R.I.P. Colleen McCullough, author of The Thorn Birds

R.I.P. Colleen McCullough, author of The Thorn Birds

Colleen McCullough, author of the The Thorn Birds, the bestselling book that helped cement the miniseries genre, has died at her home on Norfolk Island in Australia. Deadline reports that the 77-year-old novelist had been in ill health in recent years.

McCullough started out in the medical profession, and she was researching and teaching neurophysiology at Yale Medical School when she began writing on the side in the ’70s. The first of her many novels, Tim, featured a relationship between a developmentally disabled young man and a somewhat older widow. It was made into a movie in 1979 with Mel Gibson and Piper Laurie.

Her second book was even more successful, and became a worldwide phenomenon despite some less-than-positive reviews of the romantic page-turner. The Thorn Birds, set in McCullough’s native Australia, tackled the decades-long history of the sheep-farming Cleary family, focusing on the illicit affair between Meggie Cleary and Ralph de Bricassart, a priest. It eventually sold more than 30 million copies. McCullough was able to auction the novel’s paperback rights for $1.9 million—a U.S. record at the time. The book has never been out of print.

The timing couldn’t have been more perfect for The Thorn Birds, as blockbuster miniseries like Roots had recently begun to invade network television.

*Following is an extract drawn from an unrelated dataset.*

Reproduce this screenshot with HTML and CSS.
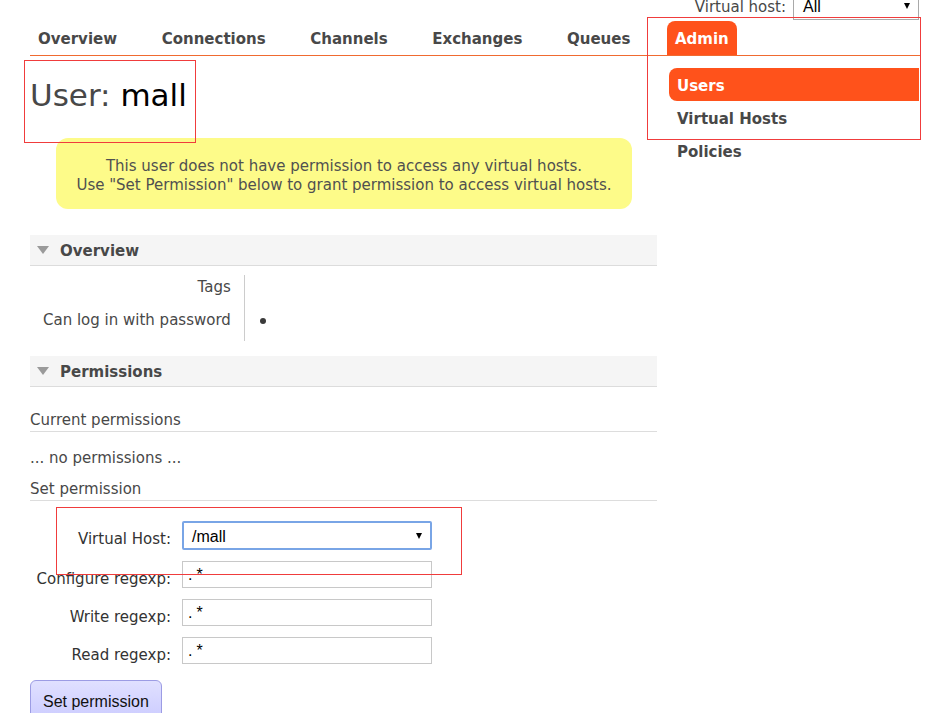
FILE: index.html
```html
<!DOCTYPE html>
<html lang="en">
<head>
<meta charset="utf-8">
<title>RabbitMQ Management - User: mall</title>
<link rel="stylesheet" href="styles.css">
</head>
<body>
<header class="topbar">
  <span class="vh-label">Virtual host:</span>
  <div class="vh-select"><span>All</span><span class="arrow"></span></div>
</header>
<nav class="nav">
  <ul>
    <li>Overview</li>
    <li>Connections</li>
    <li>Channels</li>
    <li>Exchanges</li>
    <li>Queues</li>
    <li class="active">Admin</li>
  </ul>
</nav>
<div class="page">
  <main class="main">
    <h1>User: <b>mall</b></h1>
    <div class="warning">
      <p>This user does not have permission to access any virtual hosts.</p>
      <p>Use "Set Permission" below to grant permission to access virtual hosts.</p>
    </div>

    <h2 class="section"><span class="tri"></span>Overview</h2>
    <table class="facts">
      <tr><th>Tags</th><td></td></tr>
      <tr><th>Can log in with password</th><td><span class="dot"></span></td></tr>
    </table>

    <h2 class="section perms"><span class="tri"></span>Permissions</h2>
    <h3 class="sub first">Current permissions</h3>
    <p class="none">... no permissions ...</p>
    <h3 class="sub">Set permission</h3>
    <form class="form">
      <label>Virtual Host:</label>
      <div class="select"><span>/mall</span><span class="arrow"></span></div>
      <label>Configure regexp:</label>
      <input class="text" type="text" value=".*">
      <label>Write regexp:</label>
      <input class="text" type="text" value=".*">
      <label>Read regexp:</label>
      <input class="text" type="text" value=".*">
    </form>
    <button class="btn" type="button">Set permission</button>
  </main>
  <aside class="menu">
    <ul>
      <li class="selected">Users</li>
      <li>Virtual Hosts</li>
      <li>Policies</li>
    </ul>
  </aside>
</div>

<div class="mark mark-menu"></div>
<div class="mark mark-title"></div>
<div class="mark mark-vhost"></div>
</body>
</html>
```
FILE: styles.css
```css
html, body {
  margin: 0;
  padding: 0;
  background: #fff;
}
body {
  font-family: "DejaVu Sans", Verdana, sans-serif;
  font-size: 15px;
  line-height: 19px;
  color: #484848;
  width: 946px;
  height: 713px;
  overflow: hidden;
}

/* top bar */
.topbar {
  height: 21px;
  display: flex;
  justify-content: flex-end;
  align-items: flex-start;
  padding-right: 27px;
}
.vh-label {
  margin-top: -2px;
  margin-right: 7px;
}
.vh-select {
  position: relative;
  box-sizing: border-box;
  width: 126px;
  height: 20px;
  border: 1px solid #a9a9a9;
  border-top: none;
  padding-left: 9px;
  font-family: "Liberation Sans", Arial, sans-serif;
  font-size: 16px;
  line-height: 14px;
  color: #000;
}
.arrow {
  position: absolute;
  width: 0;
  height: 0;
  border-left: 3.5px solid transparent;
  border-right: 3.5px solid transparent;
  border-top: 6px solid #000;
}
.vh-select .arrow {
  right: 8px;
  top: 3px;
}

/* nav */
.nav {
  margin: 0 26px 0 30px;
  border-bottom: 1px solid #f06a30;
}
.nav ul {
  list-style: none;
  margin: 0;
  padding: 0 0 0 8px;
  display: flex;
  gap: 44.6px;
}
.nav li {
  font-weight: bold;
  padding: 9px 0 6px;
  line-height: 19px;
  color: #484848;
}
.nav li.active {
  background: #ff521b;
  color: #fff;
  padding: 9px 8px 6px;
  margin-left: -8px;
  border-radius: 8px 8px 0 0;
}

/* page */
.page {
  display: flex;
  align-items: flex-start;
}
.main {
  margin-left: 30px;
  width: 627px;
}
.menu {
  margin-left: 12px;
  width: 250px;
  padding-top: 12px;
}
.menu ul {
  list-style: none;
  margin: 0;
  padding: 0;
}
.menu li {
  height: 31px;
  padding-top: 2px;
  line-height: 33px;
  padding-left: 8px;
  font-weight: bold;
  color: #484848;
}
.menu li.selected {
  background: #ff521b;
  color: #fff;
  border-radius: 8px 0 0 8px;
}

h1 {
  margin: 20px 0 0;
  font-size: 31px;
  line-height: 38px;
  font-weight: normal;
  color: #484848;
}
h1 b {
  font-weight: normal;
  color: #000;
}

.warning {
  margin: 24px 25px 0 26px;
  padding: 19px 0 14px;
  background: #fdfb89;
  border-radius: 12px;
  text-align: center;
  color: #505050;
}
.warning p {
  margin: 0;
}

.section {
  margin: 26px 0 0;
  height: 28px;
  padding-top: 2px;
  background: #f5f5f5;
  border-bottom: 1px solid #dcdcdc;
  display: flex;
  align-items: center;
  padding-left: 7px;
  gap: 11px;
  font-size: 15px;
  font-weight: bold;
  color: #484848;
}
.section.perms {
  margin-top: 15px;
}
.tri {
  width: 0;
  height: 0;
  border-left: 6.5px solid transparent;
  border-right: 6.5px solid transparent;
  border-top: 8px solid #9a9a9a;
  margin-top: -2px;
}

.facts {
  margin-top: 9px;
  border-collapse: collapse;
}
.facts th, .facts td {
  padding: 3px 13px 11px;
  line-height: 19px;
  vertical-align: top;
}
.facts th {
  font-weight: normal;
  text-align: right;
  border-right: 1px solid #cccccc;
}
.facts td {
  padding-left: 15px;
}
.dot {
  display: inline-block;
  width: 6px;
  height: 6px;
  border-radius: 50%;
  background: #3a3a3a;
  vertical-align: middle;
}

.sub {
  margin: 12px 0 0;
  padding-bottom: 1px;
  font-size: 15px;
  font-weight: normal;
  border-bottom: 1px solid #dddddd;
}
.sub.first {
  margin-top: 24px;
}
.none {
  margin: 17px 0 0;
}

.form {
  margin-top: 20px;
  display: grid;
  grid-template-columns: 141px 250px;
  grid-template-rows: 29px 27px 27px 27px;
  column-gap: 11px;
  row-gap: 11px;
}
.form label {
  align-self: start;
  text-align: right;
  white-space: nowrap;
  padding-top: 9px;
  line-height: 19px;
  color: #333;
}
.select {
  position: relative;
  box-sizing: border-box;
  height: 29px;
  border: 2px solid #79a5e6;
  border-radius: 2px;
  padding: 2px 0 0 8px;
  font-family: "Liberation Sans", Arial, sans-serif;
  font-size: 16px;
  line-height: 23px;
  color: #000;
}
.select .arrow {
  right: 8px;
  top: 10px;
}
.text {
  box-sizing: border-box;
  width: 250px;
  height: 27px;
  margin: 0;
  border: 1px solid #c8c8c8;
  padding: 0 5px;
  font-family: "Liberation Sans", Arial, sans-serif;
  font-size: 16px;
  letter-spacing: 4px;
  color: #000;
  background: #fff;
  outline: none;
}

.btn {
  margin-top: 16px;
  height: 44px;
  padding: 0 12px;
  border: 1px solid #9c9ce4;
  border-radius: 6px;
  background: linear-gradient(#e0e0ff, #cacaff);
  font-family: "Liberation Sans", Arial, sans-serif;
  font-size: 16px;
  color: #111;
}

/* annotation boxes */
.mark {
  position: absolute;
  box-sizing: border-box;
  border: 1px solid #f03c3c;
  pointer-events: none;
}
.mark-menu {
  left: 647px;
  top: 17px;
  width: 274px;
  height: 123px;
}
.mark-title {
  left: 24px;
  top: 60px;
  width: 172px;
  height: 83px;
}
.mark-vhost {
  left: 56px;
  top: 507px;
  width: 406px;
  height: 68px;
}
```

The Thorn Birds became a four-night TV event in 1983, starring Richard Chamberlain and Rachel Ward, and featuring veteran actors like Barbara Stanwyck and Christopher Plummer. It won several Golden Globes and Emmys, and was second only to Roots in miniseries viewership at the time.

McCullough went on to write several books in the Masters Of Rome and Carmine Delmonico series. In 2006, she was named an Officer of the Order of Australia, in recognition of meritorious service “to the arts and to the community.”